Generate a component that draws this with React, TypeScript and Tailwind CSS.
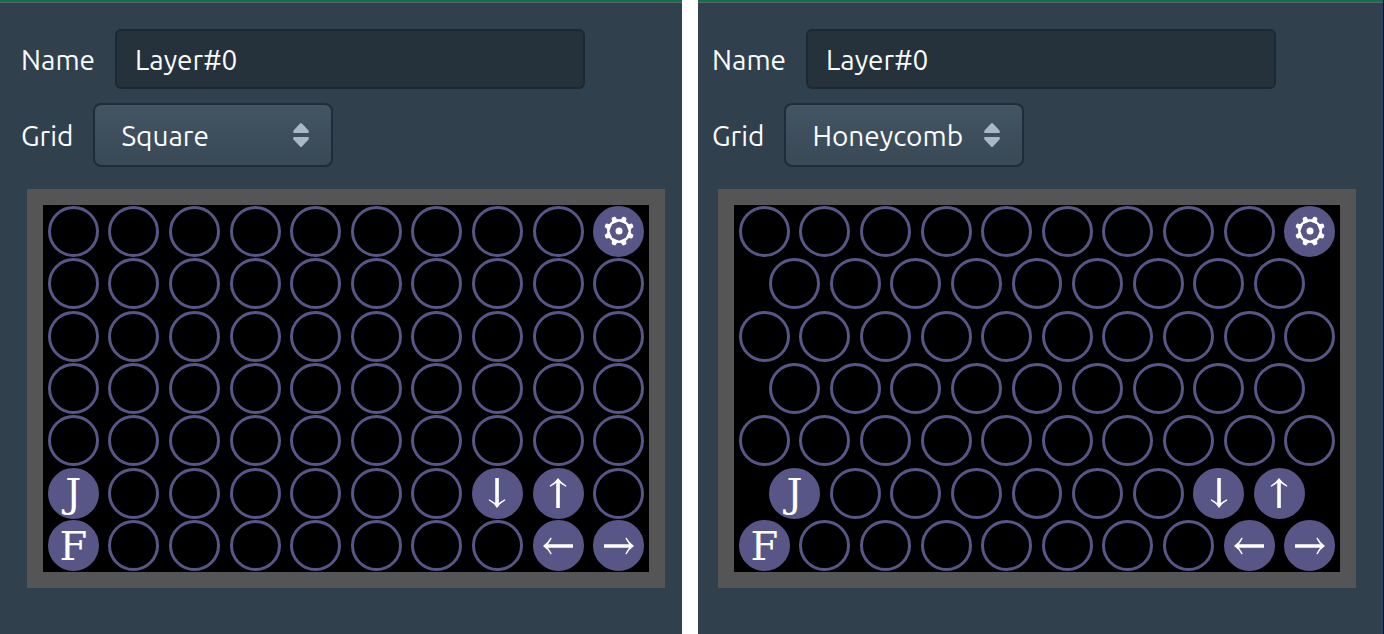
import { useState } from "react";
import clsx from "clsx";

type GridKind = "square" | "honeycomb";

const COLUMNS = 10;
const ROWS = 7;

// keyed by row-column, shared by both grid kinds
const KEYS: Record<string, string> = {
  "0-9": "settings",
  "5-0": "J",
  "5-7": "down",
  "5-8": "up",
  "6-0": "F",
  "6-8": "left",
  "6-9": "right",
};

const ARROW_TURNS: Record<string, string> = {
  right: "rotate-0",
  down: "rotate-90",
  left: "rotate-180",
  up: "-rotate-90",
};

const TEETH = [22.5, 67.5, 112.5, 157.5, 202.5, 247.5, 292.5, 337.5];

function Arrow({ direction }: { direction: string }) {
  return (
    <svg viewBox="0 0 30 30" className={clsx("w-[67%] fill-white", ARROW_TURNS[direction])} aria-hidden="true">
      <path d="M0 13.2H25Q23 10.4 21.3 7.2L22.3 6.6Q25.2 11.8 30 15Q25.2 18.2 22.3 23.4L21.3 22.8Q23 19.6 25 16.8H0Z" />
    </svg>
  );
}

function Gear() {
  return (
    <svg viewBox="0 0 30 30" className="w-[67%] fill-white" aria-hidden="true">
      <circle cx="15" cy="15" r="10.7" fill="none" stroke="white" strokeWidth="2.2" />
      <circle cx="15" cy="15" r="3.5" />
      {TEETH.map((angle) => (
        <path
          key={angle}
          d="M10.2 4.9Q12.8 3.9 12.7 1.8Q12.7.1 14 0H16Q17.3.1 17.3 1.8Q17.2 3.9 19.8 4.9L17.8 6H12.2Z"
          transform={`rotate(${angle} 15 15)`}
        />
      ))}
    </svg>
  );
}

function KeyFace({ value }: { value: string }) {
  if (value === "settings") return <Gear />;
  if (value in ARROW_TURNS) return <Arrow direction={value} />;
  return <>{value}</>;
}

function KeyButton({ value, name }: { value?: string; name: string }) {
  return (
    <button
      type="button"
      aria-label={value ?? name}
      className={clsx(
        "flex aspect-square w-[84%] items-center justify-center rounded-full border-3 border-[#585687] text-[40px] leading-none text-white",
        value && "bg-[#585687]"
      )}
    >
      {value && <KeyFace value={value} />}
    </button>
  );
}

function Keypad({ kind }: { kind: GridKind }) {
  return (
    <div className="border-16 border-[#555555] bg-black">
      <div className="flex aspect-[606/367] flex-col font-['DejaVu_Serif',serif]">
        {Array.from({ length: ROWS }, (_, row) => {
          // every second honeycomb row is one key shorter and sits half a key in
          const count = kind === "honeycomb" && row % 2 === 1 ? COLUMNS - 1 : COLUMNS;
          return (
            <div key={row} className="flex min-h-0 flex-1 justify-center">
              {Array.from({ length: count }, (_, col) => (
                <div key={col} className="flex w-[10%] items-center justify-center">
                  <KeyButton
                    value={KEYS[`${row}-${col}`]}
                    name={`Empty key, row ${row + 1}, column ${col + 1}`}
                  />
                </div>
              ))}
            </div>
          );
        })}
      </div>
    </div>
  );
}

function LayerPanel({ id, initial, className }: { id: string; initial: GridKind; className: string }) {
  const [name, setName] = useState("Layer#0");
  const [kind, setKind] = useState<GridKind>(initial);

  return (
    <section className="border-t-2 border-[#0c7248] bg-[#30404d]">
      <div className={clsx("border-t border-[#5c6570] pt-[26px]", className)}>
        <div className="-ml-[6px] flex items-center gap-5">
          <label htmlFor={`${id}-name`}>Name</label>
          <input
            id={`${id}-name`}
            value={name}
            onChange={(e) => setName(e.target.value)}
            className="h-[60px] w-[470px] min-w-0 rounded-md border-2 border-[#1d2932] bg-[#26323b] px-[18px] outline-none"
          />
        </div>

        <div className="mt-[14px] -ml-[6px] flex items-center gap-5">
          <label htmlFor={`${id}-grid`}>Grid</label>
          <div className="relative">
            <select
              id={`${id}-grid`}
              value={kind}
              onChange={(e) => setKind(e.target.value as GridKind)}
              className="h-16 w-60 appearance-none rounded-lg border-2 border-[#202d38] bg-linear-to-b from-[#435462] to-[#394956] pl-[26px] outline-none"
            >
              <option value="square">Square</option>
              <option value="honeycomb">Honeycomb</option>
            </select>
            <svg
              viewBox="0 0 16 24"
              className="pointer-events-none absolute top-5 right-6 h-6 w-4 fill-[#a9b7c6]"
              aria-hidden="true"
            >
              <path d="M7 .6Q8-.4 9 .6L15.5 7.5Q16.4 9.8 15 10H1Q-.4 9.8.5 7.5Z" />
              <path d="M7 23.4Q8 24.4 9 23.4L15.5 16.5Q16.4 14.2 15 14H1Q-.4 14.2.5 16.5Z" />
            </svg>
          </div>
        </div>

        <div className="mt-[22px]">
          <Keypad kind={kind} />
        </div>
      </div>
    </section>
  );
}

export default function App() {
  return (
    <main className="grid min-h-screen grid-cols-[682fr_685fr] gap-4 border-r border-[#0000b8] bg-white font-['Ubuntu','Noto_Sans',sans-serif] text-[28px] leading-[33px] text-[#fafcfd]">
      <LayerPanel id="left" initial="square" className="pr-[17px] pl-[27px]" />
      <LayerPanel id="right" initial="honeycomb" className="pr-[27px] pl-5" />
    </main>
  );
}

**WHAT YOU HAVE TO DO:** Print the data above verbatim from the first line through the line holding "const ROWS = 7;", leaving every picture out.

**OUTPUT:**
Generate a component that draws this with React, TypeScript and Tailwind CSS.
import { useState } from "react";
import clsx from "clsx";

type GridKind = "square" | "honeycomb";

const COLUMNS = 10;
const ROWS = 7;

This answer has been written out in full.